ATOUT SÉCURITÉ ET RÉGULARITÉ
« Le poulet de chair a été écarté, car trop soumis aux aléas des cours. En poulette, il n’y avait pas de demande de bâtiment. L’oeuf de consommation permet des rentrées d’argent régulières et la commercialisation est assurée. » Pour bénéficier des aides wallonnes, Olivier s’est installé seul avec les poules,mais en pratique ils travaillent ensemble sur les deux exploitations. En optant pour le mode d’élevage alternatif, les éleveurs ont choisi la sécurité. En Belgique, l’avenir des cages aménagées fait débat et la demande est très forte sur l’alternatif, que ce soit plein air ou sol.Disposant de terrain, il leur a été facile de contractualiser sur trois ans pour de l’oeuf plein air avec le groupe Aveve. Bien que novices dans la conduite des poules, Amélie et Olivier ont vu grand. Avec 120 mètres sur 28 de large, leur bâtisse couvre 3360 m2 d’un seul tenant. Elle comprend le magasin à un pignon (sas sanitaire, emballage et stockage des oeufs) et à l’opposé le stockage des fientes pour réduire les coûts (une première en Belgique). Les poules disposent au milieu de près de 2 800 m2 qui se répartissent en deux jardins d’hiver latéraux de 4,4 mètres de large sur 900 m2(1) ouvrant sur un parcours de 16 hectares et la zone de logement proprement dite (1900 m2).

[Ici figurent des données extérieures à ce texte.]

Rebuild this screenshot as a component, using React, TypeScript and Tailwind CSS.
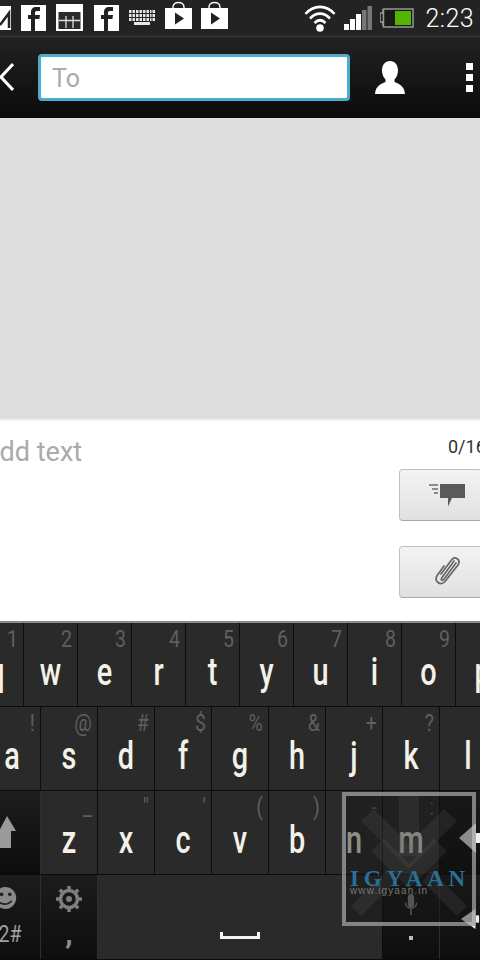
import type { ReactNode } from 'react'

const font = 'font-[Roboto,"Liberation_Sans",sans-serif]'

const row1 = [
  ['q', '1'], ['w', '2'], ['e', '3'], ['r', '4'], ['t', '5'],
  ['y', '6'], ['u', '7'], ['i', '8'], ['o', '9'], ['p', '0'],
]
const row2 = [
  ['a', '!'], ['s', '@'], ['d', '#'], ['f', '$'], ['g', '%'],
  ['h', '&'], ['j', '+'], ['k', '?'], ['l', '/'],
]
const row3 = [
  ['z', '_'], ['x', '"'], ['c', "'"], ['v', '('], ['b', ')'], ['n', '-'], ['m', ':'],
]

function FbIcon() {
  return (
    <svg width="25" height="26" viewBox="0 0 25 26" className="shrink-0">
      <rect width="25" height="26" fill="#fff" />
      <path d="M10 26V14H7v-4h3V7c0-3 2-5 5-5h4v4h-3c-1 0-2 .5-2 2v2h5l-.6 4H14v12z" fill="#222" />
    </svg>
  )
}

function PlayBag() {
  return (
    <svg width="27" height="28" viewBox="0 0 27 28" className="shrink-0">
      <path d="M8 8V6c0-6 11-6 11 0v2" fill="none" stroke="#fff" strokeWidth="1.4" />
      <rect y="7" width="27" height="21" fill="#fff" />
      <path d="M10 11.5l9 6-9 6z" fill="#222" />
    </svg>
  )
}

function StatusBar() {
  return (
    <div className="h-[37px] bg-[#232323] border-b border-[#3a3a3a] flex items-center relative shrink-0">
      <div className="flex items-center h-full w-[240px] -ml-[13px] pb-[1px]">
        <svg width="24" height="24" viewBox="0 0 24 24" className="shrink-0 mr-[10px]">
          <rect width="24" height="24" fill="#fff" />
          <path d="M13 19L22 7v15" fill="none" stroke="#222" strokeWidth="2.500" />
        </svg>
        <FbIcon />
        <svg width="27" height="27" viewBox="0 0 27 27" className="shrink-0 ml-[10px]">
          <rect width="27" height="27" fill="#fff" />
          <rect x="2.5" y="8" width="22" height="17" fill="#2a2a2a" />
          <path d="M3 16.500h21M10 12v12M17 12v12" stroke="#ddd" strokeWidth="1.300" />
        </svg>
        <div className="ml-[11px]"><FbIcon /></div>
        <svg width="26" height="15" viewBox="0 0 26 15" className="shrink-0 ml-[10px]">
          <g fill="#e6e6e6">
            <rect width="26" height="3" />
            <rect y="4" width="26" height="3" />
            <rect y="8" width="26" height="3" />
            <rect x="5" y="12" width="16" height="3" />
          </g>
          <path d="M3 0v11M6.500 0v11M10 0v11M13.500 0v11M17 0v11M20.500 0v11M23 0v11" stroke="#232323" strokeWidth="1" />
        </svg>
        <div className="ml-[10px] -mt-[5px]"><PlayBag /></div>
        <div className="ml-[9px] -mt-[5px]"><PlayBag /></div>
      </div>
      <div className="ml-auto flex items-center h-full -mr-[20px] shrink-0">
        <svg width="32" height="28" viewBox="0 0 32 28" className="shrink-0">
          <g fill="none" stroke="#fff" strokeWidth="2.600">
            <path d="M1.500 10c8-9.500 21-9.500 29 0" />
            <path d="M6 14.500c6-6.500 14-6.500 20 0" />
            <path d="M10.500 19c3.500-3.500 7.500-3.500 11 0" />
          </g>
          <circle cx="16" cy="24" r="3.800" fill="#fff" />
        </svg>
        <svg width="28" height="24" viewBox="0 0 28 24" className="shrink-0 ml-[8px]">
          <rect x="0" y="18" width="5" height="6" fill="#fff" />
          <rect x="6" y="13" width="5" height="11" fill="#fff" />
          <rect x="12" y="8" width="5" height="16" fill="#fff" />
          <rect x="18" y="4" width="4.500" height="20" fill="#777" />
          <rect x="23.500" y="0" width="4.500" height="24" fill="#777" />
        </svg>
        <svg width="34" height="20" viewBox="0 0 34 20" className="shrink-0 ml-[8px]">
          <path d="M0 5h3V2h1M0 5v9h3v4" fill="none" stroke="#999" strokeWidth="1.500" />
          <rect x="3.500" y="1" width="29.500" height="18" fill="#1a1a1a" stroke="#999" strokeWidth="1.500" />
          <rect x="15" y="3" width="16" height="14" fill="#54b500" />
        </svg>
        <span className={`${font} text-[25px] font-light text-white ml-[12px] leading-none tracking-[0.4px]`}>2:23</span>
        <span className={`${font} text-[14px] text-white ml-[6px] w-[20px] leading-none mt-[5px]`}>PM</span>
      </div>
    </div>
  )
}

function ActionBar() {
  return (
    <div className="h-[81px] bg-gradient-to-b from-[#222222] to-[#0b0b0b] flex items-center shrink-0">
      <svg width="14" height="30" viewBox="0 0 14 30" className="shrink-0 -mt-[1px]">
        <path d="M13 2L1 15l12 13" fill="none" stroke="#fff" strokeWidth="3" />
      </svg>
      <div className="ml-[24px] w-[312px] h-[47px] bg-white border-[3px] border-[#4dabcc] rounded-[4px] flex items-center pl-[11px] pt-[2px] -mt-[1px] shrink-0">
        <span className={`${font} text-[25px] text-[#aaaaaa] leading-none`}>To</span>
      </div>
      <svg width="30" height="33" viewBox="0 0 30 33" className="shrink-0 ml-[25px]">
        <path d="M15 0c5 0 8 4 8 9.500 0 4-1.500 7-3.500 9v2.500c3 1.500 10 3 10.500 12H0c.5-9 7.500-10.500 10.500-12v-2.500C8.500 16.500 7 13.500 7 9.500 7 4 10 0 15 0z" fill="#fff" />
      </svg>
      <div className="ml-[61px] flex flex-col gap-[4px] shrink-0">
        <div className="w-[7px] h-[7px] bg-white" />
        <div className="w-[7px] h-[7px] bg-white" />
        <div className="w-[7px] h-[7px] bg-white" />
      </div>
    </div>
  )
}

function Compose() {
  return (
    <div className="h-[200px] bg-white flex shrink-0 relative">
      <span className={`${font} text-[27px] text-[#aaaaaa] leading-none -ml-[18px] mt-[18px] whitespace-nowrap`}>Add text</span>
      <div className="ml-auto w-[82px] -mr-[1px] flex flex-col shrink-0">
        <span className={`${font} text-[18px] text-[#333333] leading-none mt-[17px] ml-[49px] whitespace-nowrap`}>0/160</span>
        <button className="mt-[13px] h-[52px] w-[83px] rounded-[4px] border border-[#c0c0c0] border-b-[#a8a8a8] bg-gradient-to-b from-[#f3f3f3] to-[#e1e1e1] flex items-center justify-center pl-[14px]">
          <svg width="37" height="23" viewBox="0 0 37 23">
            <path d="M11 0h25v14H23l-4 8.500V14h-8z" fill="#5a5a5a" />
            <path d="M0 1h9M3 5h6M5 9h4" stroke="#6a6a6a" strokeWidth="1.500" />
          </svg>
        </button>
        <button className="mt-[25px] h-[52px] w-[83px] rounded-[4px] border border-[#c0c0c0] border-b-[#a8a8a8] bg-gradient-to-b from-[#f3f3f3] to-[#e1e1e1] flex items-center justify-center pl-[14px]">
          <svg width="28" height="30" viewBox="0 0 28 30">
            <g fill="none" stroke="#666" strokeWidth="1.700" strokeLinecap="round">
              <path d="M10 9L3.500 18c-2 3-1.500 6 .5 7.500s5 1.500 7-1L24 8c1.500-2.500 1.500-4.500-.5-6s-4.500-1-6 1L7 17" />
              <path d="M20 4L8 20.500c-1 1.500-1 2-.3 2.500s1.500.3 2.500-1L22 6" />
            </g>
          </svg>
        </button>
      </div>
    </div>
  )
}

function Key({ letter, hint, width, dark }: { letter?: ReactNode; hint?: string; width: string; dark?: boolean }) {
  return (
    <div className={`${width} h-full shrink-0 border-r border-[#0c0c0c] flex flex-col ${dark ? 'bg-gradient-to-b from-[#1c1c1c] to-[#0e0e0e]' : 'bg-[#2a2a2a]'}`}>
      {hint ? (
        <span className={`${font} text-[23px] leading-[24px] text-[#5f5f5f] text-right pr-[6px] mt-[5px] h-[24px] origin-right scale-x-[0.85]`}>{hint}</span>
      ) : (
        <span className="h-[24px] mt-[5px]" />
      )}
      <span className={`${font} text-[39px] font-medium leading-[40px] text-[#f3f1e8] text-center scale-x-[0.74]`}>{letter}</span>
    </div>
  )
}

function Keyboard() {
  return (
    <div className="flex-1 bg-[#0c0c0c] border-t-[2px] border-[#8a8a8a] relative overflow-hidden">
      <div className="flex h-[84px] -ml-[30px] border-b-[1px] border-[#0c0c0c]">
        {row1.map(([l, h]) => <Key key={l} letter={l} hint={h} width="w-[54px]" />)}
      </div>
      <div className="flex h-[84px] -ml-[16px] border-b-[1px] border-[#0c0c0c]">
        {row2.map(([l, h]) => <Key key={l} letter={l} hint={h} width="w-[57px]" />)}
      </div>
      <div className="flex h-[84px] border-b-[1px] border-[#0c0c0c]">
        <div className="w-[41px] shrink-0 h-full border-r border-[#2f2f2f] bg-gradient-to-b from-[#1e1e1e] to-[#0c0c0c] flex items-center">
          <svg width="16" height="32" viewBox="0 0 16 32" className="-mt-[2px]">
            <path d="M-1 15L7 0l9 15h-5v17H0V15z" fill="#9a9a9a" />
          </svg>
        </div>
        {row3.map(([l, h]) => <Key key={l} letter={l} hint={h} width="w-[57px]" />)}
        <div className="flex-1 h-full bg-gradient-to-b from-[#1c1c1c] to-[#0e0e0e] flex items-center pl-[19px]">
          <svg width="22" height="30" viewBox="0 0 22 30" className="shrink-0 mt-[10px]">
            <path d="M0 15L17 0v30z" fill="#eeeeee" />
            <rect x="17" y="10" width="5" height="10" fill="#eeeeee" />
          </svg>
        </div>
      </div>
      <div className="flex h-[84px]">
        <div className="w-[41px] shrink-0 h-full border-r border-[#2f2f2f] bg-gradient-to-b from-[#1c1c1c] to-[#0e0e0e] flex flex-col">
          <svg width="20" height="24" viewBox="0 0 22 24" className="mt-[11px] -ml-[2px]">
            <circle cx="8" cy="12" r="12" fill="#8a8a8a" />
            <circle cx="4" cy="8" r="2" fill="#222" />
            <circle cx="13" cy="8" r="2" fill="#222" />
            <path d="M0 15c3 5 11 5 15 0" fill="none" stroke="#222" strokeWidth="1.800" />
          </svg>
          <span className={`${font} text-[23px] leading-none text-[#a0a0a0] mt-[13px] -ml-[35px] w-[70px] text-center scale-x-[0.85] whitespace-nowrap`}>?12#</span>
        </div>
        <div className="w-[57px] shrink-0 h-full border-r border-[#2f2f2f] bg-gradient-to-b from-[#1c1c1c] to-[#0e0e0e] flex flex-col items-center">
          <svg width="26" height="26" viewBox="0 0 26 26" className="mt-[11px]">
            <circle cx="13" cy="13" r="8.500" fill="none" stroke="#7e7e7e" strokeWidth="3.500" />
            <circle cx="13" cy="13" r="3" fill="#7e7e7e" />
            <path d="M13 0v5M13 21v5M0 13h5M21 13h5M3.800 3.800l3.500 3.500M18.700 18.700l3.500 3.500M22.200 3.800l-3.500 3.500M7.300 18.700l-3.500 3.500" stroke="#7e7e7e" strokeWidth="3.500" />
          </svg>
          <span className={`${font} text-[30px] font-bold leading-none text-[#8f8f8f] mt-[7px]`}>,</span>
        </div>
        <div className="w-[285px] shrink-0 h-full border-r border-[#0c0c0c] bg-[#2a2a2a] flex items-start justify-center pt-[57px]">
          <div className="w-[40px] h-[7px] border-[3px] border-t-0 border-[#f3f3f3]" />
        </div>
        <div className="w-[57px] shrink-0 h-full border-r border-[#2f2f2f] bg-gradient-to-b from-[#1c1c1c] to-[#0e0e0e] flex flex-col items-center">
          <svg width="18" height="22" viewBox="0 0 18 28" className="mt-[19px]">
            <rect x="5" y="0" width="8" height="17" rx="4" fill="#8a8a8a" />
            <path d="M2 11c0 9 14 9 14 0M9 18v9" fill="none" stroke="#8a8a8a" strokeWidth="2" />
          </svg>
          <div className="w-[4px] h-[4px] bg-[#bbbbbb] mt-[20px]" />
        </div>
        <div className="flex-1 h-full bg-gradient-to-b from-[#1c1c1c] to-[#0e0e0e] flex items-start pl-[20px] pt-[34px]">
          <svg width="20" height="20" viewBox="0 0 20 22" className="shrink-0">
            <path d="M0 11L16 0v22z" fill="#eeeeee" />
            <rect x="16" y="7" width="4" height="8" fill="#eeeeee" />
          </svg>
        </div>
      </div>

      {/* Watermark over the keys */}
      <div className="absolute left-[342px] top-[169px] w-[134px] h-[134px] border-[4px] border-[#c8c8c8]/60 bg-[#141414]/45 overflow-hidden">
        <svg width="126" height="126" viewBox="0 0 126 126" className="absolute left-0 top-0">
          <g fill="#666" fillOpacity="0.18">
            <path d="M15 25l13-12 35 35 35-35 13 12-48 48z" />
            <path d="M25 55l13-12 25 25 25-25 13 12-38 38z" />
            <rect x="53" y="0" width="20" height="60" />
            <path d="M5 110l35-35 10 10-35 35zM121 110L86 75 76 85l35 35z" />
          </g>
        </svg>
        <div className="absolute left-[4px] top-[71px] text-[#2b6f97] font-['Liberation_Serif',serif] font-bold text-[23px] leading-none tracking-[4.800px] whitespace-nowrap">IGYAAN</div>
        <div className="absolute left-[4px] top-[90px] text-[#777777] font-['Liberation_Sans',sans-serif] text-[10px] leading-none tracking-[1.100px] whitespace-nowrap">www.igyaan.in</div>
      </div>
    </div>
  )
}

export default function App() {
  return (
    <div className="w-[480px] h-[960px] overflow-hidden flex flex-col bg-black">
      <StatusBar />
      <ActionBar />
      <div className="h-[303px] bg-[#dedede] border-b-[2px] border-[#f2f2f2] shrink-0" />
      <Compose />
      <Keyboard />
    </div>
  )
}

CONCENTRER EN RESTANT AUX NORMES
Le logement choisi est le système de volière RED-L (Vencomatic). Pour optimiser la surface du bâtiment tout en respectant la norme des 9 poules par m2,un portique métallique a été monté. Il permet d’atteindre une densité rapportée au sol de presque 18 poules. Un plateau central, sous lequel les éleveurs peuvent circuler, occupe la partie haute du poulailler avec deux pondoirs, l’abreuvement et l’alimentation. Il est supporté par trois rangées de pieds auxquels sont fixés deux ou trois plateaux-caillebotis intermédiaires (munis de tapis collecteurs). Ils permettent aux poules de monter, de se percher pour dormir, de s’alimenter et de s’abreuver. Les poules sont libres d’exprimer leurs comportements de grattage sur le sol, de voler et sauter, d’interagir, de fuir si nécessaire. Les éleveurs ont remarqué que la ponte est nettement supérieure en haut, et qu’en bas c’est le pondoir central qui rend le mieux par rapport aux côtés. « Les poules recherchent le calme et la sécurité, moindres sur les bords des trappes de sortie souligne Amélie. Je doute aussi que toutes sortent au moins une fois par jour » ajoute-elle. Néanmoins tous leurs oeufs sont estampillés « plein air ». Il est vrai que les 16 hectares nécessaires sont pour l’instant vides de tout bosquet ou verger. Il faudra planter pour ombrager le parcours. Mis à part les poux rouges sans doute importés avec les poulettes, les jeunes éleveurs, inexpérimentés mais motivés, sont satisfaits des résultats. À la 31e semaine, le taux de ponte a atteint 93,6 %, avec 2,5 % de second choix élevage, 0,12 % de mortalité hebdomadaire, 123 grammes d’aliment par poule et un poids moyen d’oeuf de 62,6 grammes. Si tout se passe bien, Amélie songe déjà à une autre unité. Alors, elle dira définitivement adieu à ses vaches et veaux.
(1) Les normes bien-être imposent une superficie de jardin d’hiver égale à la moitié de la zone de logement.